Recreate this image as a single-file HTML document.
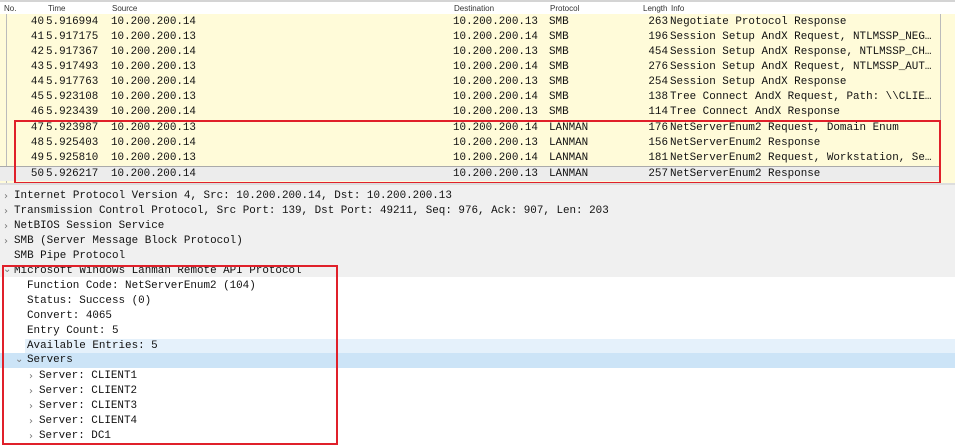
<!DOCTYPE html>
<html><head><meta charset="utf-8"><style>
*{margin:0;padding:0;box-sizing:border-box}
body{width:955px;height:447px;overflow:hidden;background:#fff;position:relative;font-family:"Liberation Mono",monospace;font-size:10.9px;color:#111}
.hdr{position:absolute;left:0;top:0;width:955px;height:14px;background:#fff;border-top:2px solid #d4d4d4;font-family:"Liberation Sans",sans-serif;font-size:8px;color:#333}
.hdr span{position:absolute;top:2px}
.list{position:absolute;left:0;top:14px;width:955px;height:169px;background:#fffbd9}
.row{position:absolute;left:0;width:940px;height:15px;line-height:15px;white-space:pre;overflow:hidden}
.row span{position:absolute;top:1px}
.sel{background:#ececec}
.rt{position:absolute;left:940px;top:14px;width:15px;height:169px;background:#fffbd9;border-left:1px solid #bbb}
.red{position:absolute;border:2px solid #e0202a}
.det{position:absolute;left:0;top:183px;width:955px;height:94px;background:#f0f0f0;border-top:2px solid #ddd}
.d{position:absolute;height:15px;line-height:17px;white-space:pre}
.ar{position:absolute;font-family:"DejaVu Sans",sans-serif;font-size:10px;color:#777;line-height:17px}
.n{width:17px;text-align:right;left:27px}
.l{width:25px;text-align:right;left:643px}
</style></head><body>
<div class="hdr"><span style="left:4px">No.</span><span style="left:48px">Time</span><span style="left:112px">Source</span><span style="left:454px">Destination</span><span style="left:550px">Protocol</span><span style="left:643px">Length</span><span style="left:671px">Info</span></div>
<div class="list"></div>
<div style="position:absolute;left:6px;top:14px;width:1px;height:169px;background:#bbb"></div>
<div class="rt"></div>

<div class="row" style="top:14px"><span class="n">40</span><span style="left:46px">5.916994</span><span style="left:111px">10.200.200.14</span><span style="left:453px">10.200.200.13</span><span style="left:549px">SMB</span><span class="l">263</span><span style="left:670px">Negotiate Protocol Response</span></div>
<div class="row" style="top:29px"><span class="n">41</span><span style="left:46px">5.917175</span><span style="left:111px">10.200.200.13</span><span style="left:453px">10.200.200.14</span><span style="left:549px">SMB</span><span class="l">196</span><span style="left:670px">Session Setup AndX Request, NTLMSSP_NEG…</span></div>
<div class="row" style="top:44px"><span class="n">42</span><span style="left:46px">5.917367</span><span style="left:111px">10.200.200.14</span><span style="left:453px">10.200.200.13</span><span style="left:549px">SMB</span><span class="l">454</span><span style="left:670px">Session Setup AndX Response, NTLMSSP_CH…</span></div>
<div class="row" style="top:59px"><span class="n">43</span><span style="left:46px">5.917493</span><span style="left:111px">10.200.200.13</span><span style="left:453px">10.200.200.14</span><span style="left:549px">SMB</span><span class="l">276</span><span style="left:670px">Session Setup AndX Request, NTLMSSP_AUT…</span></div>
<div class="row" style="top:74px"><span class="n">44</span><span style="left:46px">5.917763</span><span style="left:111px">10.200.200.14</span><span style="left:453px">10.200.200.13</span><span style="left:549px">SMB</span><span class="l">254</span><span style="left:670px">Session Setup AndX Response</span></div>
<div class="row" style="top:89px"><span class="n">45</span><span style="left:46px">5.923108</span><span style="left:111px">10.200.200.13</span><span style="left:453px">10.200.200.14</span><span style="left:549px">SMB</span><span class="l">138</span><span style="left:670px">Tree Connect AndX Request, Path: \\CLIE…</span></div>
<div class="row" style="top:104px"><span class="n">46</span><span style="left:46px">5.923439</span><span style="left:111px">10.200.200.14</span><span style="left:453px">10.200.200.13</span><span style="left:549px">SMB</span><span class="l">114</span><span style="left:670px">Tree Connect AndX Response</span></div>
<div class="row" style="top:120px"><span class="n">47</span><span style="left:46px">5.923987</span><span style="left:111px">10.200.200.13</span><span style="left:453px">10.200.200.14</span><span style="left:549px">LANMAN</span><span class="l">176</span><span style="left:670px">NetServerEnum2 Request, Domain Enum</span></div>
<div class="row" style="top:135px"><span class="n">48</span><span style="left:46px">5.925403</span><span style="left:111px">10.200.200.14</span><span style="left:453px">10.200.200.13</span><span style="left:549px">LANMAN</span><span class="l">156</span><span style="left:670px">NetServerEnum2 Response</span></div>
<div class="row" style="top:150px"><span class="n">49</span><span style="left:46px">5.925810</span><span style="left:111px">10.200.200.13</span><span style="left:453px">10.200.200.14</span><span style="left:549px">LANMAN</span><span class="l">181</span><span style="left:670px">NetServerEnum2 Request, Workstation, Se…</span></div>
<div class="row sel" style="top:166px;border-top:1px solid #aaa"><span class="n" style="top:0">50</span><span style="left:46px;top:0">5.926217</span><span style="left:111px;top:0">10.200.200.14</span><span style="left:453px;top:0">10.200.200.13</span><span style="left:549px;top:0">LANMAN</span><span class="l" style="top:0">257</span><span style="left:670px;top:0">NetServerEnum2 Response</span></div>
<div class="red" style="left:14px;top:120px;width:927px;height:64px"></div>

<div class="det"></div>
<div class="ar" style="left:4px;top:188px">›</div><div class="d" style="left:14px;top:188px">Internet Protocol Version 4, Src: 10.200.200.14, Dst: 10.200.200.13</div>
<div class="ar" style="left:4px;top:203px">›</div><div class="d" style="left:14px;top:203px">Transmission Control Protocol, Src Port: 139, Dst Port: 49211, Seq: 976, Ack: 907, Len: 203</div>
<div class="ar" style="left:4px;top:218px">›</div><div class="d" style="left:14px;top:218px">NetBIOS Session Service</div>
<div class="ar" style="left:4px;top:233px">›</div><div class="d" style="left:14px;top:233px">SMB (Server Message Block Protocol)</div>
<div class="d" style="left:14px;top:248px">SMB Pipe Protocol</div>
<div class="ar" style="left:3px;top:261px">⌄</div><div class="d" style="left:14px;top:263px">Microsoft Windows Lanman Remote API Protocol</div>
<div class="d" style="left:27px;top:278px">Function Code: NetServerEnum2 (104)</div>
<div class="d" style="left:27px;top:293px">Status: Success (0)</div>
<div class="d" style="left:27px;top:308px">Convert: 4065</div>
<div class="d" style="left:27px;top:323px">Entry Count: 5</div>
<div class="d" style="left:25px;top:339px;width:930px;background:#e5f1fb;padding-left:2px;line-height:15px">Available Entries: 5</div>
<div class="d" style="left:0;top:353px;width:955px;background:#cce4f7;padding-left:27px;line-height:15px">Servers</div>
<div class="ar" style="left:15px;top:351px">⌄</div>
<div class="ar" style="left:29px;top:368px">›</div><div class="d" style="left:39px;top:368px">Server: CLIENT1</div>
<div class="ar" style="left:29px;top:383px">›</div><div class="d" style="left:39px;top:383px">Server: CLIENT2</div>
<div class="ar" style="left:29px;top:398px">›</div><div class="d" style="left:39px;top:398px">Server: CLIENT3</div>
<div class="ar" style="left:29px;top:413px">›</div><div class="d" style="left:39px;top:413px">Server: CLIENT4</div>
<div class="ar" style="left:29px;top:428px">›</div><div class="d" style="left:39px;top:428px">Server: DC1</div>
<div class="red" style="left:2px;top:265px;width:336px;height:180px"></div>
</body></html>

WHAT THE TASK REQUIRES
Reproduce the data above in full, exactly as it is, with the pictures left out.

ANSWER TO THIS TASK
Recreate this image as a single-file HTML document.
<!DOCTYPE html>
<html><head><meta charset="utf-8"><style>
*{margin:0;padding:0;box-sizing:border-box}
body{width:955px;height:447px;overflow:hidden;background:#fff;position:relative;font-family:"Liberation Mono",monospace;font-size:10.9px;color:#111}
.hdr{position:absolute;left:0;top:0;width:955px;height:14px;background:#fff;border-top:2px solid #d4d4d4;font-family:"Liberation Sans",sans-serif;font-size:8px;color:#333}
.hdr span{position:absolute;top:2px}
.list{position:absolute;left:0;top:14px;width:955px;height:169px;background:#fffbd9}
.row{position:absolute;left:0;width:940px;height:15px;line-height:15px;white-space:pre;overflow:hidden}
.row span{position:absolute;top:1px}
.sel{background:#ececec}
.rt{position:absolute;left:940px;top:14px;width:15px;height:169px;background:#fffbd9;border-left:1px solid #bbb}
.red{position:absolute;border:2px solid #e0202a}
.det{position:absolute;left:0;top:183px;width:955px;height:94px;background:#f0f0f0;border-top:2px solid #ddd}
.d{position:absolute;height:15px;line-height:17px;white-space:pre}
.ar{position:absolute;font-family:"DejaVu Sans",sans-serif;font-size:10px;color:#777;line-height:17px}
.n{width:17px;text-align:right;left:27px}
.l{width:25px;text-align:right;left:643px}
</style></head><body>
<div class="hdr"><span style="left:4px">No.</span><span style="left:48px">Time</span><span style="left:112px">Source</span><span style="left:454px">Destination</span><span style="left:550px">Protocol</span><span style="left:643px">Length</span><span style="left:671px">Info</span></div>
<div class="list"></div>
<div style="position:absolute;left:6px;top:14px;width:1px;height:169px;background:#bbb"></div>
<div class="rt"></div>

<div class="row" style="top:14px"><span class="n">40</span><span style="left:46px">5.916994</span><span style="left:111px">10.200.200.14</span><span style="left:453px">10.200.200.13</span><span style="left:549px">SMB</span><span class="l">263</span><span style="left:670px">Negotiate Protocol Response</span></div>
<div class="row" style="top:29px"><span class="n">41</span><span style="left:46px">5.917175</span><span style="left:111px">10.200.200.13</span><span style="left:453px">10.200.200.14</span><span style="left:549px">SMB</span><span class="l">196</span><span style="left:670px">Session Setup AndX Request, NTLMSSP_NEG…</span></div>
<div class="row" style="top:44px"><span class="n">42</span><span style="left:46px">5.917367</span><span style="left:111px">10.200.200.14</span><span style="left:453px">10.200.200.13</span><span style="left:549px">SMB</span><span class="l">454</span><span style="left:670px">Session Setup AndX Response, NTLMSSP_CH…</span></div>
<div class="row" style="top:59px"><span class="n">43</span><span style="left:46px">5.917493</span><span style="left:111px">10.200.200.13</span><span style="left:453px">10.200.200.14</span><span style="left:549px">SMB</span><span class="l">276</span><span style="left:670px">Session Setup AndX Request, NTLMSSP_AUT…</span></div>
<div class="row" style="top:74px"><span class="n">44</span><span style="left:46px">5.917763</span><span style="left:111px">10.200.200.14</span><span style="left:453px">10.200.200.13</span><span style="left:549px">SMB</span><span class="l">254</span><span style="left:670px">Session Setup AndX Response</span></div>
<div class="row" style="top:89px"><span class="n">45</span><span style="left:46px">5.923108</span><span style="left:111px">10.200.200.13</span><span style="left:453px">10.200.200.14</span><span style="left:549px">SMB</span><span class="l">138</span><span style="left:670px">Tree Connect AndX Request, Path: \\CLIE…</span></div>
<div class="row" style="top:104px"><span class="n">46</span><span style="left:46px">5.923439</span><span style="left:111px">10.200.200.14</span><span style="left:453px">10.200.200.13</span><span style="left:549px">SMB</span><span class="l">114</span><span style="left:670px">Tree Connect AndX Response</span></div>
<div class="row" style="top:120px"><span class="n">47</span><span style="left:46px">5.923987</span><span style="left:111px">10.200.200.13</span><span style="left:453px">10.200.200.14</span><span style="left:549px">LANMAN</span><span class="l">176</span><span style="left:670px">NetServerEnum2 Request, Domain Enum</span></div>
<div class="row" style="top:135px"><span class="n">48</span><span style="left:46px">5.925403</span><span style="left:111px">10.200.200.14</span><span style="left:453px">10.200.200.13</span><span style="left:549px">LANMAN</span><span class="l">156</span><span style="left:670px">NetServerEnum2 Response</span></div>
<div class="row" style="top:150px"><span class="n">49</span><span style="left:46px">5.925810</span><span style="left:111px">10.200.200.13</span><span style="left:453px">10.200.200.14</span><span style="left:549px">LANMAN</span><span class="l">181</span><span style="left:670px">NetServerEnum2 Request, Workstation, Se…</span></div>
<div class="row sel" style="top:166px;border-top:1px solid #aaa"><span class="n" style="top:0">50</span><span style="left:46px;top:0">5.926217</span><span style="left:111px;top:0">10.200.200.14</span><span style="left:453px;top:0">10.200.200.13</span><span style="left:549px;top:0">LANMAN</span><span class="l" style="top:0">257</span><span style="left:670px;top:0">NetServerEnum2 Response</span></div>
<div class="red" style="left:14px;top:120px;width:927px;height:64px"></div>

<div class="det"></div>
<div class="ar" style="left:4px;top:188px">›</div><div class="d" style="left:14px;top:188px">Internet Protocol Version 4, Src: 10.200.200.14, Dst: 10.200.200.13</div>
<div class="ar" style="left:4px;top:203px">›</div><div class="d" style="left:14px;top:203px">Transmission Control Protocol, Src Port: 139, Dst Port: 49211, Seq: 976, Ack: 907, Len: 203</div>
<div class="ar" style="left:4px;top:218px">›</div><div class="d" style="left:14px;top:218px">NetBIOS Session Service</div>
<div class="ar" style="left:4px;top:233px">›</div><div class="d" style="left:14px;top:233px">SMB (Server Message Block Protocol)</div>
<div class="d" style="left:14px;top:248px">SMB Pipe Protocol</div>
<div class="ar" style="left:3px;top:261px">⌄</div><div class="d" style="left:14px;top:263px">Microsoft Windows Lanman Remote API Protocol</div>
<div class="d" style="left:27px;top:278px">Function Code: NetServerEnum2 (104)</div>
<div class="d" style="left:27px;top:293px">Status: Success (0)</div>
<div class="d" style="left:27px;top:308px">Convert: 4065</div>
<div class="d" style="left:27px;top:323px">Entry Count: 5</div>
<div class="d" style="left:25px;top:339px;width:930px;background:#e5f1fb;padding-left:2px;line-height:15px">Available Entries: 5</div>
<div class="d" style="left:0;top:353px;width:955px;background:#cce4f7;padding-left:27px;line-height:15px">Servers</div>
<div class="ar" style="left:15px;top:351px">⌄</div>
<div class="ar" style="left:29px;top:368px">›</div><div class="d" style="left:39px;top:368px">Server: CLIENT1</div>
<div class="ar" style="left:29px;top:383px">›</div><div class="d" style="left:39px;top:383px">Server: CLIENT2</div>
<div class="ar" style="left:29px;top:398px">›</div><div class="d" style="left:39px;top:398px">Server: CLIENT3</div>
<div class="ar" style="left:29px;top:413px">›</div><div class="d" style="left:39px;top:413px">Server: CLIENT4</div>
<div class="ar" style="left:29px;top:428px">›</div><div class="d" style="left:39px;top:428px">Server: DC1</div>
<div class="red" style="left:2px;top:265px;width:336px;height:180px"></div>
</body></html>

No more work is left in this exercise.